1

Changing Status to H-1b

Your employer will need to file electronically a Labor Condition Application (Form ETA 9035) with the Department of Labor (DOL) to prove that your employer needs to hire a foreign worker and that your employer will be paying you the "prevailing wage" for that type of work in that geographical area. Fulfilling all the requirements and obtaining a certified approval for the Labor Condition Application from DOL takes about a week. After that, your employer can file an H-1B petition (USCIS Form I-129) for you, and you'll probably want to pay the $1,000 fee for premium processing, which will give you the approval within two weeks if everything is correct in the petition. If you don't do premium processing, it could take from 1 to 4 months to obtain approval of the H-1B petition. In any case, make sure your petition is filed with USCIS prior to the expiry of your OPT to ensure that you can continue working legally in the United States.

2

Applying for Your Green Card

If your employer is willing to sponsor you, your employer will have to file a Labor Certification Application (Form ETA 9035) with DOL again. This usually takes 4-6 months for approval but can take even longer.

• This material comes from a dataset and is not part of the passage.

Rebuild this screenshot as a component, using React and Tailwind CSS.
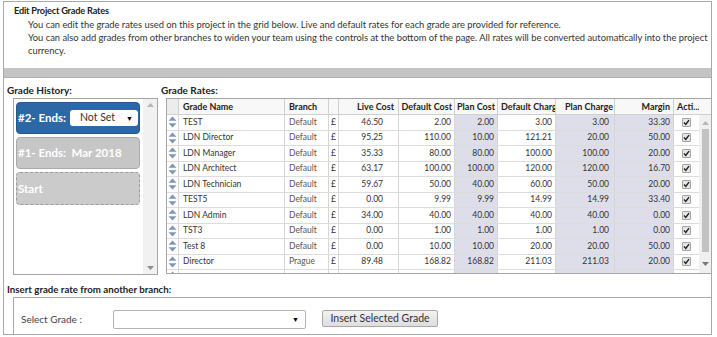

Once the Labor Certification Application is approved, your employer can file an Immigrant Petiton (USCIS Form I-140) with USCIS, and if the priority date is current for your preference category, then you can concurrently file a Green Card Application (USCIS Form I-485). If the priority date is not current, you'll have to wait for it to become current before you can file your Green Card Application. You'll still be protected by your H-1B status while you wait. If the Immigrant Petition is approved and the Green Card Application has been pending for more than 180 days, then you can change employers without having to have file a new Immigrant Petition or having to file a new Green Card Application provided that the new position is in the same or similar occupation and field.